start

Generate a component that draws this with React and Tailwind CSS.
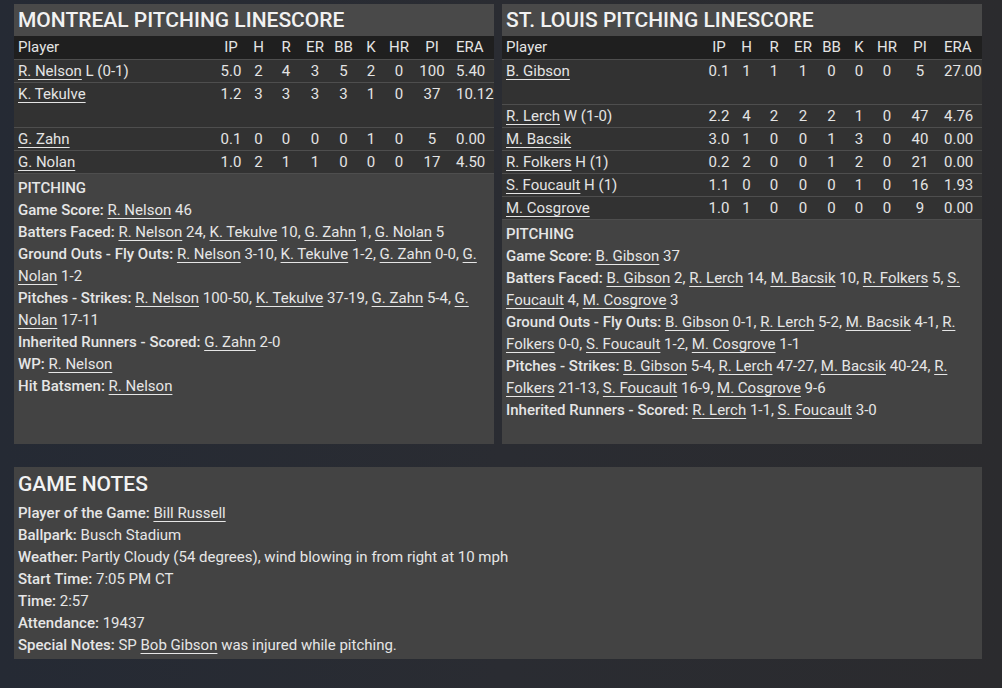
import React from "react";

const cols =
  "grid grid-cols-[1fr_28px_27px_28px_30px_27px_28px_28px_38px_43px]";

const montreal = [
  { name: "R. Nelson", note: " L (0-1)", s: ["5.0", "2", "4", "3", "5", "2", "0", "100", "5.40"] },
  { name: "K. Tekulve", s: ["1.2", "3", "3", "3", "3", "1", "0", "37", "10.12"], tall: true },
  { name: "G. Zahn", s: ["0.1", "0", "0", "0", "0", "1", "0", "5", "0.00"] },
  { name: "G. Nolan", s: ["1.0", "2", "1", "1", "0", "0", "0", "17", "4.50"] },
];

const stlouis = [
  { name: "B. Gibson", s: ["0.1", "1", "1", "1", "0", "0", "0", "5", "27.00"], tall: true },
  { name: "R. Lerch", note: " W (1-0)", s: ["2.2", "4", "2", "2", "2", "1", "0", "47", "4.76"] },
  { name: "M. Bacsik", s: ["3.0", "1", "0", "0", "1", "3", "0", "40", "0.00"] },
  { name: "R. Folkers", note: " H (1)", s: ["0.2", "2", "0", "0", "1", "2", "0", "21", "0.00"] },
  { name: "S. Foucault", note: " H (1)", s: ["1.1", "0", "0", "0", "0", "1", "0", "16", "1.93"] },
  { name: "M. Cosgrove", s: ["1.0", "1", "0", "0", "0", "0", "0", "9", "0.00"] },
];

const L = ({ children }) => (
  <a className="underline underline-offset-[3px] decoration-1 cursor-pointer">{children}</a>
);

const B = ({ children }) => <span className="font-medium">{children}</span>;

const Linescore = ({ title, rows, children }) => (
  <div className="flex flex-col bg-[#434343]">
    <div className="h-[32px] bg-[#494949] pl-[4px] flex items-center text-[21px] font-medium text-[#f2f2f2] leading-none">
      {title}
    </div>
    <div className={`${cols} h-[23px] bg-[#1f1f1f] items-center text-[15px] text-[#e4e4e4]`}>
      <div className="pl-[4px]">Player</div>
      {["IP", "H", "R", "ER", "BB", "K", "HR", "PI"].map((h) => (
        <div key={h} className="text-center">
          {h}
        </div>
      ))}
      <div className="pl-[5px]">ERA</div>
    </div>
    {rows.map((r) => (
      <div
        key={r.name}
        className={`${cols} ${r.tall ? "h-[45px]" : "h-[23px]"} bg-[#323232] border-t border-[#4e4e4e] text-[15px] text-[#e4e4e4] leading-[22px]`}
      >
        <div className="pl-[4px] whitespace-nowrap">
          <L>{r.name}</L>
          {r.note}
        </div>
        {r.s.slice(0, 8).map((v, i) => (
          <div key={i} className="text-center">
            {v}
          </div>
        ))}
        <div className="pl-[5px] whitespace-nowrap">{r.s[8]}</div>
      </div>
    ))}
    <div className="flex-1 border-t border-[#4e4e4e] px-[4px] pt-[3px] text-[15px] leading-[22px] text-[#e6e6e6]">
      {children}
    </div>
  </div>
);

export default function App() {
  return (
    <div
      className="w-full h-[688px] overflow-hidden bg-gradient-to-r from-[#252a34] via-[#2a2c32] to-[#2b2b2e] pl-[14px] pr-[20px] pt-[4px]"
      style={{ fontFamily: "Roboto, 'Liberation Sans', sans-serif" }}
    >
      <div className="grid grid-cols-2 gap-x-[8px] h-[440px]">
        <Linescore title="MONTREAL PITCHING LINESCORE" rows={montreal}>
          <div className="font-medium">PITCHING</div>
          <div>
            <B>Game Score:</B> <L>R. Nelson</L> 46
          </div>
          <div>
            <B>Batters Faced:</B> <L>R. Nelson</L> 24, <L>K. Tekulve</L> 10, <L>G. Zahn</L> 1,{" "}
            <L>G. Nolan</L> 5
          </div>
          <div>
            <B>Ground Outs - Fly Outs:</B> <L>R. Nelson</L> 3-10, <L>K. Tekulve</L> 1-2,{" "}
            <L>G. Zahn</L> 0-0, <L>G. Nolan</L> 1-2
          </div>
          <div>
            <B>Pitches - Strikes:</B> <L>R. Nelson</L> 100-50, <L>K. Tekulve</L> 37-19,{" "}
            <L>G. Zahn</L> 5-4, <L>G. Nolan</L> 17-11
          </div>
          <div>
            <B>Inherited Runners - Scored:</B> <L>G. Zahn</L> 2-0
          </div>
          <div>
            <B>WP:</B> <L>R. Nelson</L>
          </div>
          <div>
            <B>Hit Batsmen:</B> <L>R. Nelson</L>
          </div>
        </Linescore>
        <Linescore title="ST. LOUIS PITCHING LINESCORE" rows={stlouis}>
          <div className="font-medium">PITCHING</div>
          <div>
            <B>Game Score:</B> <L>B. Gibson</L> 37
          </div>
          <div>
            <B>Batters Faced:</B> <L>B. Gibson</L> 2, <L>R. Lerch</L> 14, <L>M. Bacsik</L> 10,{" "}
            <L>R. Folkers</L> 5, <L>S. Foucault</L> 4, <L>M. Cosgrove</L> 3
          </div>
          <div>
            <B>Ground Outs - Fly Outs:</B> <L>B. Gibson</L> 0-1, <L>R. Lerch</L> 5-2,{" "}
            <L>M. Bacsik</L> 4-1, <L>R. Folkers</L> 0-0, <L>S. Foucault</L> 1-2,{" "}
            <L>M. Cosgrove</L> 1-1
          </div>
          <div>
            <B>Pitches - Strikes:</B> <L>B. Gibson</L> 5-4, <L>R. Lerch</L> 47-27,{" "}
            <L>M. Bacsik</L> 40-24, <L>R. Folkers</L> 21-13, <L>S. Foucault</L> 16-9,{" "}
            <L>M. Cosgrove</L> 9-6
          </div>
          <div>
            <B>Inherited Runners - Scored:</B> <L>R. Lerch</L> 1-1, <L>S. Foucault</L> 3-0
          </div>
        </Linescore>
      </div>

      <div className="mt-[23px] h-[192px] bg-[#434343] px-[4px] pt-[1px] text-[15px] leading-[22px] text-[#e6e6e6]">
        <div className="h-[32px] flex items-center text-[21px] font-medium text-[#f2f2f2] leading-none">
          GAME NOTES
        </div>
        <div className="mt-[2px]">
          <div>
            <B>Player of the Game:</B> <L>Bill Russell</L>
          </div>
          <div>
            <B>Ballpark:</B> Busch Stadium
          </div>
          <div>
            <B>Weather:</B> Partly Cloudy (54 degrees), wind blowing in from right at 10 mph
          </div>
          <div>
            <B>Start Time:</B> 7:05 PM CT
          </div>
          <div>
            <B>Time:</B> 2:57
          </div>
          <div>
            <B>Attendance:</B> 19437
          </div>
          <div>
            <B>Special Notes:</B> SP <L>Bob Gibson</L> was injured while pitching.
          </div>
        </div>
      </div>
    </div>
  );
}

end

Quote the full listing above word for word; exclude every picture from the copy.

Generate a component that draws this with React and Tailwind CSS.
import React from "react";

const cols =
  "grid grid-cols-[1fr_28px_27px_28px_30px_27px_28px_28px_38px_43px]";

const montreal = [
  { name: "R. Nelson", note: " L (0-1)", s: ["5.0", "2", "4", "3", "5", "2", "0", "100", "5.40"] },
  { name: "K. Tekulve", s: ["1.2", "3", "3", "3", "3", "1", "0", "37", "10.12"], tall: true },
  { name: "G. Zahn", s: ["0.1", "0", "0", "0", "0", "1", "0", "5", "0.00"] },
  { name: "G. Nolan", s: ["1.0", "2", "1", "1", "0", "0", "0", "17", "4.50"] },
];

const stlouis = [
  { name: "B. Gibson", s: ["0.1", "1", "1", "1", "0", "0", "0", "5", "27.00"], tall: true },
  { name: "R. Lerch", note: " W (1-0)", s: ["2.2", "4", "2", "2", "2", "1", "0", "47", "4.76"] },
  { name: "M. Bacsik", s: ["3.0", "1", "0", "0", "1", "3", "0", "40", "0.00"] },
  { name: "R. Folkers", note: " H (1)", s: ["0.2", "2", "0", "0", "1", "2", "0", "21", "0.00"] },
  { name: "S. Foucault", note: " H (1)", s: ["1.1", "0", "0", "0", "0", "1", "0", "16", "1.93"] },
  { name: "M. Cosgrove", s: ["1.0", "1", "0", "0", "0", "0", "0", "9", "0.00"] },
];

const L = ({ children }) => (
  <a className="underline underline-offset-[3px] decoration-1 cursor-pointer">{children}</a>
);

const B = ({ children }) => <span className="font-medium">{children}</span>;

const Linescore = ({ title, rows, children }) => (
  <div className="flex flex-col bg-[#434343]">
    <div className="h-[32px] bg-[#494949] pl-[4px] flex items-center text-[21px] font-medium text-[#f2f2f2] leading-none">
      {title}
    </div>
    <div className={`${cols} h-[23px] bg-[#1f1f1f] items-center text-[15px] text-[#e4e4e4]`}>
      <div className="pl-[4px]">Player</div>
      {["IP", "H", "R", "ER", "BB", "K", "HR", "PI"].map((h) => (
        <div key={h} className="text-center">
          {h}
        </div>
      ))}
      <div className="pl-[5px]">ERA</div>
    </div>
    {rows.map((r) => (
      <div
        key={r.name}
        className={`${cols} ${r.tall ? "h-[45px]" : "h-[23px]"} bg-[#323232] border-t border-[#4e4e4e] text-[15px] text-[#e4e4e4] leading-[22px]`}
      >
        <div className="pl-[4px] whitespace-nowrap">
          <L>{r.name}</L>
          {r.note}
        </div>
        {r.s.slice(0, 8).map((v, i) => (
          <div key={i} className="text-center">
            {v}
          </div>
        ))}
        <div className="pl-[5px] whitespace-nowrap">{r.s[8]}</div>
      </div>
    ))}
    <div className="flex-1 border-t border-[#4e4e4e] px-[4px] pt-[3px] text-[15px] leading-[22px] text-[#e6e6e6]">
      {children}
    </div>
  </div>
);

export default function App() {
  return (
    <div
      className="w-full h-[688px] overflow-hidden bg-gradient-to-r from-[#252a34] via-[#2a2c32] to-[#2b2b2e] pl-[14px] pr-[20px] pt-[4px]"
      style={{ fontFamily: "Roboto, 'Liberation Sans', sans-serif" }}
    >
      <div className="grid grid-cols-2 gap-x-[8px] h-[440px]">
        <Linescore title="MONTREAL PITCHING LINESCORE" rows={montreal}>
          <div className="font-medium">PITCHING</div>
          <div>
            <B>Game Score:</B> <L>R. Nelson</L> 46
          </div>
          <div>
            <B>Batters Faced:</B> <L>R. Nelson</L> 24, <L>K. Tekulve</L> 10, <L>G. Zahn</L> 1,{" "}
            <L>G. Nolan</L> 5
          </div>
          <div>
            <B>Ground Outs - Fly Outs:</B> <L>R. Nelson</L> 3-10, <L>K. Tekulve</L> 1-2,{" "}
            <L>G. Zahn</L> 0-0, <L>G. Nolan</L> 1-2
          </div>
          <div>
            <B>Pitches - Strikes:</B> <L>R. Nelson</L> 100-50, <L>K. Tekulve</L> 37-19,{" "}
            <L>G. Zahn</L> 5-4, <L>G. Nolan</L> 17-11
          </div>
          <div>
            <B>Inherited Runners - Scored:</B> <L>G. Zahn</L> 2-0
          </div>
          <div>
            <B>WP:</B> <L>R. Nelson</L>
          </div>
          <div>
            <B>Hit Batsmen:</B> <L>R. Nelson</L>
          </div>
        </Linescore>
        <Linescore title="ST. LOUIS PITCHING LINESCORE" rows={stlouis}>
          <div className="font-medium">PITCHING</div>
          <div>
            <B>Game Score:</B> <L>B. Gibson</L> 37
          </div>
          <div>
            <B>Batters Faced:</B> <L>B. Gibson</L> 2, <L>R. Lerch</L> 14, <L>M. Bacsik</L> 10,{" "}
            <L>R. Folkers</L> 5, <L>S. Foucault</L> 4, <L>M. Cosgrove</L> 3
          </div>
          <div>
            <B>Ground Outs - Fly Outs:</B> <L>B. Gibson</L> 0-1, <L>R. Lerch</L> 5-2,{" "}
            <L>M. Bacsik</L> 4-1, <L>R. Folkers</L> 0-0, <L>S. Foucault</L> 1-2,{" "}
            <L>M. Cosgrove</L> 1-1
          </div>
          <div>
            <B>Pitches - Strikes:</B> <L>B. Gibson</L> 5-4, <L>R. Lerch</L> 47-27,{" "}
            <L>M. Bacsik</L> 40-24, <L>R. Folkers</L> 21-13, <L>S. Foucault</L> 16-9,{" "}
            <L>M. Cosgrove</L> 9-6
          </div>
          <div>
            <B>Inherited Runners - Scored:</B> <L>R. Lerch</L> 1-1, <L>S. Foucault</L> 3-0
          </div>
        </Linescore>
      </div>

      <div className="mt-[23px] h-[192px] bg-[#434343] px-[4px] pt-[1px] text-[15px] leading-[22px] text-[#e6e6e6]">
        <div className="h-[32px] flex items-center text-[21px] font-medium text-[#f2f2f2] leading-none">
          GAME NOTES
        </div>
        <div className="mt-[2px]">
          <div>
            <B>Player of the Game:</B> <L>Bill Russell</L>
          </div>
          <div>
            <B>Ballpark:</B> Busch Stadium
          </div>
          <div>
            <B>Weather:</B> Partly Cloudy (54 degrees), wind blowing in from right at 10 mph
          </div>
          <div>
            <B>Start Time:</B> 7:05 PM CT
          </div>
          <div>
            <B>Time:</B> 2:57
          </div>
          <div>
            <B>Attendance:</B> 19437
          </div>
          <div>
            <B>Special Notes:</B> SP <L>Bob Gibson</L> was injured while pitching.
          </div>
        </div>
      </div>
    </div>
  );
}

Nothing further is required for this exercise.